» Data section
______
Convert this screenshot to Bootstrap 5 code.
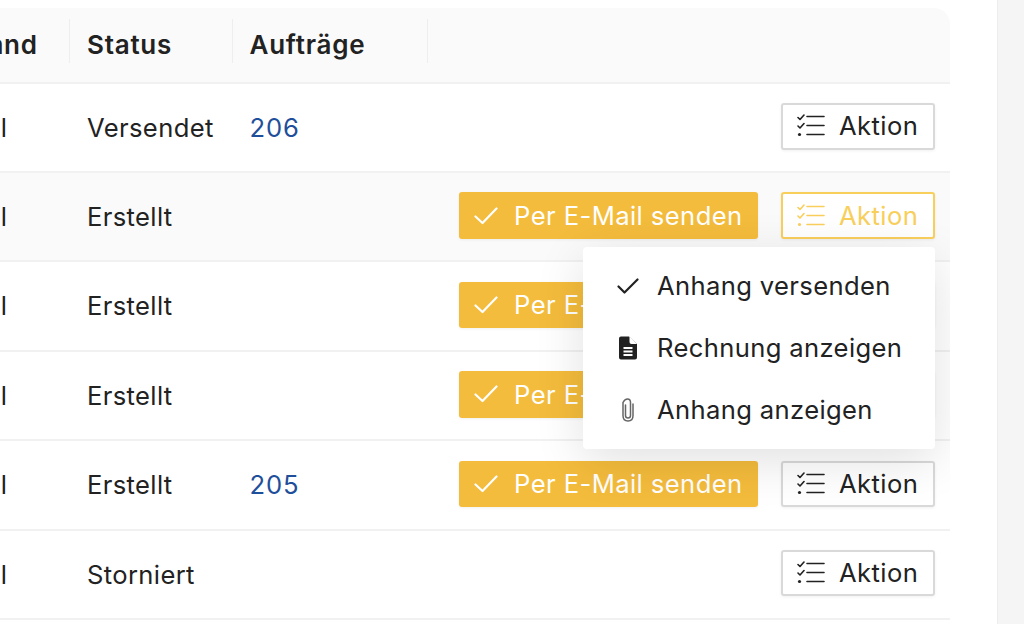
<!doctype html>
<html lang="de">
<head>
<meta charset="utf-8">
<title>Aufträge</title>
<link href="https://cdn.jsdelivr.net/npm/bootstrap@5.3.0/dist/css/bootstrap.min.css" rel="stylesheet">
<style>
html,body{height:100%;overflow:hidden;background:#fff;}
body{font-family:Inter,"Liberation Sans",sans-serif;font-size:25.6px;letter-spacing:.36px;color:#222;}
.shell{height:624px;}
.content-area{width:997px;flex:none;padding-top:8px;}
.side-area{flex:1;background:#f5f5f5;border-left:1px solid #eee;}
.table-clip{width:950px;overflow:hidden;border-top-right-radius:16px;}
.order-table{width:1050px;margin:0 0 0 -100px;table-layout:fixed;font-size:25.6px;color:#222;border-collapse:separate;border-spacing:0;}
.order-table col:nth-child(1){width:170px}
.order-table col:nth-child(2){width:163px}
.order-table col:nth-child(3){width:195px}
.order-table th{height:75.6px;padding:0 17px;background:#fafafa;font-size:26px;letter-spacing:.75px;font-weight:600;border-bottom:2px solid #f1f1f1;position:relative;color:#222;vertical-align:middle;box-shadow:none;}
.order-table th.sep::after{content:"";position:absolute;right:0;top:11px;height:44px;width:1px;background:#eee;}
.order-table th:first-child,.order-table td:first-child{padding-left:28px;white-space:nowrap;}
.order-table th:nth-child(3),.order-table td:nth-child(3){padding-left:16.5px;}
.order-table td{height:89.4px;padding:1px 17px 0;border-bottom:2px solid #f1f1f1;vertical-align:middle;background:transparent;box-shadow:none;color:#222;}
.order-table tr.hot td{background:#fafafa;}
.order-table td.acts{padding:0 15px 2px 0;}
.order-no{color:#1f4f9b;text-decoration:none;letter-spacing:.9px;}
.mail-btn,.act-btn{height:46.5px;font-size:25.6px;letter-spacing:.42px;line-height:1;border-radius:3px;display:inline-flex;align-items:center;padding:0;box-shadow:0 1px 3px rgba(0,0,0,.06);}
.mail-btn{width:299px;background:#f4bc3c;border:0;color:#fff;padding-left:15px;gap:16px;}
.mail-btn:hover{background:#f4bc3c;color:#fff;}
.act-btn{width:154px;background:#fff;border:2px solid #d9d9d9;color:#222;padding-left:14px;gap:14px;}
.act-btn.on{border-color:#f9cf5c;color:#f9cf5c;}
.act-btn svg{width:28px;height:24px;flex:none;}
.mail-btn svg{width:24px;height:18px;flex:none;}
.act-row{gap:23px;}
.act-wrap{position:relative;}
.act-menu{display:block;position:absolute;top:55px;right:0;width:352px;height:202px;margin:0;padding:8px 0;border:0;border-radius:4px;background:#fff;box-shadow:0 12px 50px rgba(0,0,0,.12);z-index:5;font-size:25.6px;letter-spacing:.36px;}
.act-menu .dropdown-item{height:62px;padding:0 0 0 34px;display:flex;align-items:center;color:#222;gap:0;}
.menu-ico{width:40px;flex:none;display:flex;align-items:center;}
</style>
</head>
<body>
<svg width="0" height="0" class="d-block position-absolute">
<defs>
<symbol id="i-list" viewBox="0 0 28 24"><g fill="none" stroke="currentColor" stroke-width="1.6" stroke-linecap="round" stroke-linejoin="round"><path d="M1 3.5 3 5.5 7 1M1 12 3 14 7 9.5"/><path d="M10 2.5H27M10 11.5H27M10 20.5H27"/></g><circle cx="2.5" cy="20.5" r="1.6" fill="currentColor"/></symbol>
<symbol id="i-check" viewBox="0 0 24 18"><path d="M1.5 9.5 8.5 16 22.5 1.5" fill="none" stroke="currentColor" stroke-width="2.2" stroke-linecap="round" stroke-linejoin="round"/></symbol>
</defs>
</svg>
<div class="d-flex shell">
<div class="content-area">
<div class="table-clip">
<table class="table order-table">
<colgroup><col><col><col><col></colgroup>
<thead><tr><th class="sep">Versand</th><th class="sep">Status</th><th class="sep">Aufträge</th><th></th></tr></thead>
<tbody>
<tr><td>E-Mail</td><td>Versendet</td><td><a class="order-no" href="#">206</a></td>
<td class="acts"><div class="d-flex justify-content-end"><button class="btn act-btn" type="button"><svg><use href="#i-list"/></svg>Aktion</button></div></td></tr>
<tr class="hot"><td>E-Mail</td><td>Erstellt</td><td></td>
<td class="acts"><div class="d-flex justify-content-end act-row act-wrap"><button class="btn mail-btn" type="button"><svg><use href="#i-check"/></svg>Per E-Mail senden</button><button class="btn act-btn on" type="button"><svg><use href="#i-list"/></svg>Aktion</button>
<ul class="dropdown-menu act-menu list-unstyled">
<li><a class="dropdown-item" href="#"><span class="menu-ico"><svg width="22" height="16" viewBox="0 0 22 16"><path d="M1.5 8.5 7.5 14.5 20.5 1.5" fill="none" stroke="#222" stroke-width="2.2" stroke-linecap="round" stroke-linejoin="round"/></svg></span>Anhang versenden</a></li>
<li><a class="dropdown-item" href="#"><span class="menu-ico"><svg width="22" height="24" viewBox="0 0 22 24"><path d="M4 0.5H12L20 8V21.5A2 2 0 0 1 18 23.5H4A2 2 0 0 1 2 21.5V2.5A2 2 0 0 1 4 0.5Z" fill="#222"/><path d="M12.5 0.5V6A2 2 0 0 0 14.5 8H20Z" fill="#fff"/><path d="M6.5 12H15.5M6.5 15.5H15.5M6.5 19H15.5" stroke="#fff" stroke-width="1.8"/></svg></span>Rechnung anzeigen</a></li>
<li><a class="dropdown-item" href="#"><span class="menu-ico"><svg width="22" height="24" viewBox="0 0 22 24"><path d="M8.5 7V17.5C8.5 19 9.6 20 11 20S13.5 19 13.5 17.5V4.5C13.5 2.5 12.2 1 10.5 1S7 2.5 6 4.5V17.5C6 21 8.2 23 11 23S16 21 16 17.5V6" fill="none" stroke="#666" stroke-width="1.5" stroke-linecap="round"/></svg></span>Anhang anzeigen</a></li>
</ul></div></td></tr>
<tr><td>E-Mail</td><td>Erstellt</td><td></td>
<td class="acts"><div class="d-flex justify-content-end act-row"><button class="btn mail-btn" type="button"><svg><use href="#i-check"/></svg>Per E-Mail senden</button><button class="btn act-btn" type="button"><svg><use href="#i-list"/></svg>Aktion</button></div></td></tr>
<tr><td>E-Mail</td><td>Erstellt</td><td></td>
<td class="acts"><div class="d-flex justify-content-end act-row"><button class="btn mail-btn" type="button"><svg><use href="#i-check"/></svg>Per E-Mail senden</button><button class="btn act-btn" type="button"><svg><use href="#i-list"/></svg>Aktion</button></div></td></tr>
<tr><td>E-Mail</td><td>Erstellt</td><td><a class="order-no" href="#">205</a></td>
<td class="acts"><div class="d-flex justify-content-end act-row"><button class="btn mail-btn" type="button"><svg><use href="#i-check"/></svg>Per E-Mail senden</button><button class="btn act-btn" type="button"><svg><use href="#i-list"/></svg>Aktion</button></div></td></tr>
<tr><td>E-Mail</td><td>Storniert</td><td></td>
<td class="acts"><div class="d-flex justify-content-end"><button class="btn act-btn" type="button"><svg><use href="#i-list"/></svg>Aktion</button></div></td></tr>
</tbody>
</table>
</div>
</div>
<div class="side-area"></div>
</div>
<script src="https://cdn.jsdelivr.net/npm/bootstrap@5.3.0/dist/js/bootstrap.bundle.min.js"></script>
</body>
</html>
______
» What the exercise asks
Reproduce the full listing above verbatim, with no pictures included.

» The output
Convert this screenshot to Bootstrap 5 code.
<!doctype html>
<html lang="de">
<head>
<meta charset="utf-8">
<title>Aufträge</title>
<link href="https://cdn.jsdelivr.net/npm/bootstrap@5.3.0/dist/css/bootstrap.min.css" rel="stylesheet">
<style>
html,body{height:100%;overflow:hidden;background:#fff;}
body{font-family:Inter,"Liberation Sans",sans-serif;font-size:25.6px;letter-spacing:.36px;color:#222;}
.shell{height:624px;}
.content-area{width:997px;flex:none;padding-top:8px;}
.side-area{flex:1;background:#f5f5f5;border-left:1px solid #eee;}
.table-clip{width:950px;overflow:hidden;border-top-right-radius:16px;}
.order-table{width:1050px;margin:0 0 0 -100px;table-layout:fixed;font-size:25.6px;color:#222;border-collapse:separate;border-spacing:0;}
.order-table col:nth-child(1){width:170px}
.order-table col:nth-child(2){width:163px}
.order-table col:nth-child(3){width:195px}
.order-table th{height:75.6px;padding:0 17px;background:#fafafa;font-size:26px;letter-spacing:.75px;font-weight:600;border-bottom:2px solid #f1f1f1;position:relative;color:#222;vertical-align:middle;box-shadow:none;}
.order-table th.sep::after{content:"";position:absolute;right:0;top:11px;height:44px;width:1px;background:#eee;}
.order-table th:first-child,.order-table td:first-child{padding-left:28px;white-space:nowrap;}
.order-table th:nth-child(3),.order-table td:nth-child(3){padding-left:16.5px;}
.order-table td{height:89.4px;padding:1px 17px 0;border-bottom:2px solid #f1f1f1;vertical-align:middle;background:transparent;box-shadow:none;color:#222;}
.order-table tr.hot td{background:#fafafa;}
.order-table td.acts{padding:0 15px 2px 0;}
.order-no{color:#1f4f9b;text-decoration:none;letter-spacing:.9px;}
.mail-btn,.act-btn{height:46.5px;font-size:25.6px;letter-spacing:.42px;line-height:1;border-radius:3px;display:inline-flex;align-items:center;padding:0;box-shadow:0 1px 3px rgba(0,0,0,.06);}
.mail-btn{width:299px;background:#f4bc3c;border:0;color:#fff;padding-left:15px;gap:16px;}
.mail-btn:hover{background:#f4bc3c;color:#fff;}
.act-btn{width:154px;background:#fff;border:2px solid #d9d9d9;color:#222;padding-left:14px;gap:14px;}
.act-btn.on{border-color:#f9cf5c;color:#f9cf5c;}
.act-btn svg{width:28px;height:24px;flex:none;}
.mail-btn svg{width:24px;height:18px;flex:none;}
.act-row{gap:23px;}
.act-wrap{position:relative;}
.act-menu{display:block;position:absolute;top:55px;right:0;width:352px;height:202px;margin:0;padding:8px 0;border:0;border-radius:4px;background:#fff;box-shadow:0 12px 50px rgba(0,0,0,.12);z-index:5;font-size:25.6px;letter-spacing:.36px;}
.act-menu .dropdown-item{height:62px;padding:0 0 0 34px;display:flex;align-items:center;color:#222;gap:0;}
.menu-ico{width:40px;flex:none;display:flex;align-items:center;}
</style>
</head>
<body>
<svg width="0" height="0" class="d-block position-absolute">
<defs>
<symbol id="i-list" viewBox="0 0 28 24"><g fill="none" stroke="currentColor" stroke-width="1.6" stroke-linecap="round" stroke-linejoin="round"><path d="M1 3.5 3 5.5 7 1M1 12 3 14 7 9.5"/><path d="M10 2.5H27M10 11.5H27M10 20.5H27"/></g><circle cx="2.5" cy="20.5" r="1.6" fill="currentColor"/></symbol>
<symbol id="i-check" viewBox="0 0 24 18"><path d="M1.5 9.5 8.5 16 22.5 1.5" fill="none" stroke="currentColor" stroke-width="2.2" stroke-linecap="round" stroke-linejoin="round"/></symbol>
</defs>
</svg>
<div class="d-flex shell">
<div class="content-area">
<div class="table-clip">
<table class="table order-table">
<colgroup><col><col><col><col></colgroup>
<thead><tr><th class="sep">Versand</th><th class="sep">Status</th><th class="sep">Aufträge</th><th></th></tr></thead>
<tbody>
<tr><td>E-Mail</td><td>Versendet</td><td><a class="order-no" href="#">206</a></td>
<td class="acts"><div class="d-flex justify-content-end"><button class="btn act-btn" type="button"><svg><use href="#i-list"/></svg>Aktion</button></div></td></tr>
<tr class="hot"><td>E-Mail</td><td>Erstellt</td><td></td>
<td class="acts"><div class="d-flex justify-content-end act-row act-wrap"><button class="btn mail-btn" type="button"><svg><use href="#i-check"/></svg>Per E-Mail senden</button><button class="btn act-btn on" type="button"><svg><use href="#i-list"/></svg>Aktion</button>
<ul class="dropdown-menu act-menu list-unstyled">
<li><a class="dropdown-item" href="#"><span class="menu-ico"><svg width="22" height="16" viewBox="0 0 22 16"><path d="M1.5 8.5 7.5 14.5 20.5 1.5" fill="none" stroke="#222" stroke-width="2.2" stroke-linecap="round" stroke-linejoin="round"/></svg></span>Anhang versenden</a></li>
<li><a class="dropdown-item" href="#"><span class="menu-ico"><svg width="22" height="24" viewBox="0 0 22 24"><path d="M4 0.5H12L20 8V21.5A2 2 0 0 1 18 23.5H4A2 2 0 0 1 2 21.5V2.5A2 2 0 0 1 4 0.5Z" fill="#222"/><path d="M12.5 0.5V6A2 2 0 0 0 14.5 8H20Z" fill="#fff"/><path d="M6.5 12H15.5M6.5 15.5H15.5M6.5 19H15.5" stroke="#fff" stroke-width="1.8"/></svg></span>Rechnung anzeigen</a></li>
<li><a class="dropdown-item" href="#"><span class="menu-ico"><svg width="22" height="24" viewBox="0 0 22 24"><path d="M8.5 7V17.5C8.5 19 9.6 20 11 20S13.5 19 13.5 17.5V4.5C13.5 2.5 12.2 1 10.5 1S7 2.5 6 4.5V17.5C6 21 8.2 23 11 23S16 21 16 17.5V6" fill="none" stroke="#666" stroke-width="1.5" stroke-linecap="round"/></svg></span>Anhang anzeigen</a></li>
</ul></div></td></tr>
<tr><td>E-Mail</td><td>Erstellt</td><td></td>
<td class="acts"><div class="d-flex justify-content-end act-row"><button class="btn mail-btn" type="button"><svg><use href="#i-check"/></svg>Per E-Mail senden</button><button class="btn act-btn" type="button"><svg><use href="#i-list"/></svg>Aktion</button></div></td></tr>
<tr><td>E-Mail</td><td>Erstellt</td><td></td>
<td class="acts"><div class="d-flex justify-content-end act-row"><button class="btn mail-btn" type="button"><svg><use href="#i-check"/></svg>Per E-Mail senden</button><button class="btn act-btn" type="button"><svg><use href="#i-list"/></svg>Aktion</button></div></td></tr>
<tr><td>E-Mail</td><td>Erstellt</td><td><a class="order-no" href="#">205</a></td>
<td class="acts"><div class="d-flex justify-content-end act-row"><button class="btn mail-btn" type="button"><svg><use href="#i-check"/></svg>Per E-Mail senden</button><button class="btn act-btn" type="button"><svg><use href="#i-list"/></svg>Aktion</button></div></td></tr>
<tr><td>E-Mail</td><td>Storniert</td><td></td>
<td class="acts"><div class="d-flex justify-content-end"><button class="btn act-btn" type="button"><svg><use href="#i-list"/></svg>Aktion</button></div></td></tr>
</tbody>
</table>
</div>
</div>
<div class="side-area"></div>
</div>
<script src="https://cdn.jsdelivr.net/npm/bootstrap@5.3.0/dist/js/bootstrap.bundle.min.js"></script>
</body>
</html>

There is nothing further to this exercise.